O Steppenwolf foi um grupo que pouco mudou. Para a felicidade daqueles que se encantam com sua estreia em 1968, na virada da década ainda tinhamos discos como Seven e For Ladies Only, queimando aquela mesma lenha. O único porém é que não se consegue vender a mesma coisa para o mesmo cliente muitas vezes. Mas coisas como “Earschplittenloudenboomer” tem uma ousadia e uma safadeza típica dos anos 70 que não se encontra nos lançamentos anteriores.
Falamos só de EUA até então. Na Inglaterra, a história é bem outra. Das bandas que fizeram a transição, as mudanças foram mais radicais e um novo padrão e forma de se fazer música surgiram, dando origem ao rock progressivo. Obviamente, muita bagagem foi importada dos EUA e isso daria um outro texto inteiro. Mas para exemplificar apenas, encerro a discussão toda com o Traffic em 1967, nos apresentando “Coloured Rain” e em 1974, nos apresentando “Graveyard People“.
O fato é que ainda que as bandas do rock psicodélico não tenham carregado a novidade o tempo todo, continuaram fazendo um trabalho digno de nota mas menos carregado na lisergia, ao passo que incrementaram seu som com novas influências ou apenas as deixaram transparecer com um aparato menos intenso.

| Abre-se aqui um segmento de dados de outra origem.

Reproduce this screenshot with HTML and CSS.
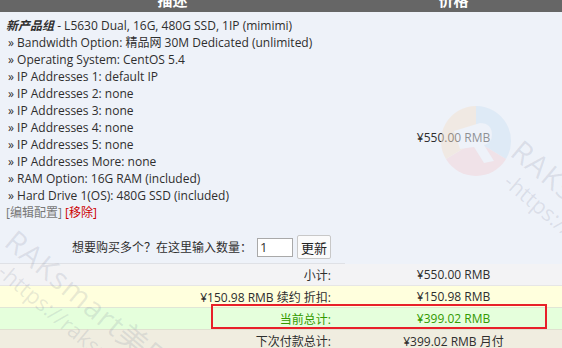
FILE: index.html
```html
<!DOCTYPE html>
<html lang="zh-CN">
<head>
    <meta charset="UTF-8">
    <title>购物车</title>
    <link rel="stylesheet" href="styles.css">
</head>
<body>
    <div class="cart">
        <table class="cart-table">
            <thead>
                <tr>
                    <th class="desc-col">描述</th>
                    <th class="price-col">价格</th>
                </tr>
            </thead>
            <tbody>
                <tr class="product-row">
                    <td class="desc">
                        <div class="product-name"><em>新产品组</em> - L5630 Dual, 16G, 480G SSD, 1IP (mimimi)</div>
                        <div>» Bandwidth Option: 精品网 30M Dedicated (unlimited)</div>
                        <div>» Operating System: CentOS 5.4</div>
                        <div>» IP Addresses 1: default IP</div>
                        <div>» IP Addresses 2: none</div>
                        <div>» IP Addresses 3: none</div>
                        <div>» IP Addresses 4: none</div>
                        <div>» IP Addresses 5: none</div>
                        <div>» IP Addresses More: none</div>
                        <div>» RAM Option: 16G RAM (included)</div>
                        <div>» Hard Drive 1(OS): 480G SSD (included)</div>
                        <div class="actions"><a href="#" class="edit">[编辑配置]</a> <a href="#" class="remove">[移除]</a></div>
                    </td>
                    <td class="price" rowspan="2">¥550.00 RMB</td>
                </tr>
                <tr class="qty-row">
                    <td class="qty">
                        <form class="qty-form">
                            <label for="qty">想要购买多个？在这里输入数量：</label>
                            <input type="text" id="qty" value="1">
                            <button type="button">更新</button>
                        </form>
                    </td>
                </tr>
                <tr class="sub-row">
                    <td class="label">小计:</td>
                    <td class="value">¥550.00 RMB</td>
                </tr>
                <tr class="discount-row">
                    <td class="label">¥150.98 RMB 续约 折扣:</td>
                    <td class="value">¥150.98 RMB</td>
                </tr>
                <tr class="total-row">
                    <td class="label">当前总计:</td>
                    <td class="value">¥399.02 RMB</td>
                </tr>
                <tr class="recurring-row">
                    <td class="label">下次付款总计:</td>
                    <td class="value">¥399.02 RMB 月付</td>
                </tr>
            </tbody>
        </table>

        <div class="highlight"></div>

        <div class="watermark wm-left">
            <div class="wm-name">RAKsmart美国</div>
            <div class="wm-url">-https://raksmart.com</div>
        </div>
        <div class="watermark wm-right">
            <div class="wm-name">RAKsmart</div>
            <div class="wm-url">-https://raksmart.com</div>
        </div>
        <svg class="wm-logo" width="72" height="72" viewBox="0 0 72 72">
            <path d="M36 36 L36 1 A35 35 0 0 1 66 54 Z" fill="#cfe3f4"/>
            <path d="M36 36 L66 54 A35 35 0 0 1 6 54 Z" fill="#f2d3d8"/>
            <path d="M36 36 L6 54 A35 35 0 0 1 36 1 Z" fill="#f3e2cf"/>
            <path d="M14 26 L40 18 Q52 18 52 30 Q52 38 44 40 L54 56 L44 58 L34 42 L20 44 Z" fill="#eef2f9"/>
        </svg>
    </div>
</body>
</html>
```

FILE: styles.css
```css
body {
    margin: 0;
    padding: 0;
    background: #eef2f9;
    font-family: 'Open Sans', 'Noto Sans CJK SC', sans-serif;
    font-size: 12px;
    color: #2e2e2e;
    overflow: hidden;
}
.cart {
    position: relative;
    margin-top: -12px;
}
.cart-table {
    width: 562px;
    border-collapse: collapse;
}
.cart-table th {
    background-color: #666;
    color: #fff;
    font-size: 15px;
    font-weight: 700;
    height: 24px;
    padding: 0;
    line-height: 24px;
}
.desc-col {
    width: 345px;
}
.cart-table td {
    padding: 0;
}
.desc {
    padding: 5px 0 0 6px !important;
    line-height: 17px;
    text-align: left;
    vertical-align: top;
}
.desc div {
    padding-left: 2px;
}
.desc .product-name {
    padding-left: 0;
}
.product-name em {
    font-weight: 700;
    font-style: italic;
}
.desc .actions {
    padding-left: 0;
}
.actions a {
    text-decoration: none;
}
.actions .edit {
    color: #777;
}
.actions .remove {
    color: #cc0000;
}
.price {
    text-align: center;
    vertical-align: middle;
}
.qty {
    text-align: right;
    padding: 14px 14px 4px 0 !important;
    height: 24px;
    border-bottom: 1px solid #dfe1e6;
}
.qty-form {
    margin: 0;
    display: flex;
    justify-content: flex-end;
    align-items: center;
    gap: 4px;
}
.qty-form label {
    font-size: 12px;
    margin-right: 1px;
}
.qty-form input {
    width: 30px;
    height: 17px;
    padding: 0 2px;
    border: 1px solid #a9a9a9;
    font-family: 'Open Sans', sans-serif;
    font-size: 13px;
    color: #333;
    background: #fff;
}
.qty-form button {
    height: 24px;
    padding: 0 3px;
    border: 1px solid #c8c8c8;
    border-radius: 2px;
    background: #fbfbfb;
    font-family: 'Noto Sans CJK SC', sans-serif;
    font-size: 13px;
    color: #222;
}
.label {
    text-align: right;
    padding-right: 14px !important;
    height: 21px;
}
.value {
    text-align: center;
    height: 21px;
}
.sub-row td {
    background-color: #f3f3f5;
    border-bottom: 1px solid #e6e6e6;
}
.discount-row td {
    background-color: #ffffdd;
    border-bottom: 1px solid #e0e6d6;
}
.total-row td {
    background-color: #e5ffdc;
    color: #339900;
    border-bottom: 1px solid #e0e0d0;
}
.recurring-row td {
    background-color: #f0ede0;
}
.highlight {
    position: absolute;
    left: 211px;
    top: 316px;
    width: 332px;
    height: 21px;
    border: 2px solid #e8202a;
}
.watermark {
    position: absolute;
    color: rgba(110, 120, 145, 0.16);
    transform-origin: 0 0;
    transform: rotate(40deg);
    white-space: nowrap;
    pointer-events: none;
}
.wm-name {
    font-size: 30px;
    line-height: 32px;
    letter-spacing: 1px;
}
.wm-url {
    font-size: 22px;
    line-height: 26px;
    margin-left: 14px;
}
.wm-left {
    left: 20px;
    top: 236px;
}
.wm-right {
    left: 526px;
    top: 146px;
}
.wm-logo {
    position: absolute;
    left: 440px;
    top: 117px;
    opacity: 0.5;
    pointer-events: none;
}
```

Novos tempos pediam novos sons e quase ninguém deixou o barco passar, ainda que nem sempre as escolhas resultaram em acertos, tanto do ponto de vista artístico quanto do ponto de vista comercial.
Bem diferente do que vemos nos nossos tempos atuais, em que o mesmo rockzinho indie mainstream perdura por mais de 20 anos, sem apresentar um pingo de evolução musical. E o mesmo pop eletrônico continua sendo uma picaretagem de mal gosto de produtores atrás de suas mesas de som com suas dançarinas/vocalistas de aluguel.
Belo artigo, comparando a produção de bandas importantes para a psicodelia que continuavam existindo no começo dos anos 70. O caso dos Byrds é emblemático, porque já em 1968 eles abraçaram o country-rock em “Sweetheart of the Rodeo”, que pode ser visto tanto como uma obra-prima quanto como um pé no saco, dependendo do quanto você gosta de country music. Já o Love não tinha alternativa, afinal de contas a banda tinha mudado completamente de formação e a visão de Arthur Lee sobre a música tinha mudado junto. Fui ouvir os discos do Big Brother and the Holding Co., que há trocentos anos não ouvia e, de fato, a evolução musical dos rapazes é impressionante.
Queria destacar o caso bem conhecido do Deep Purple: quando ouvi “The Book of Taliesyn” pela primeira vez, já tinha dominado todo o catálogo a partir do “In Rock” e foi meio difícil acreditar que eram mesmo Blackmore e Paice tocando… Parabéns pelo texto!!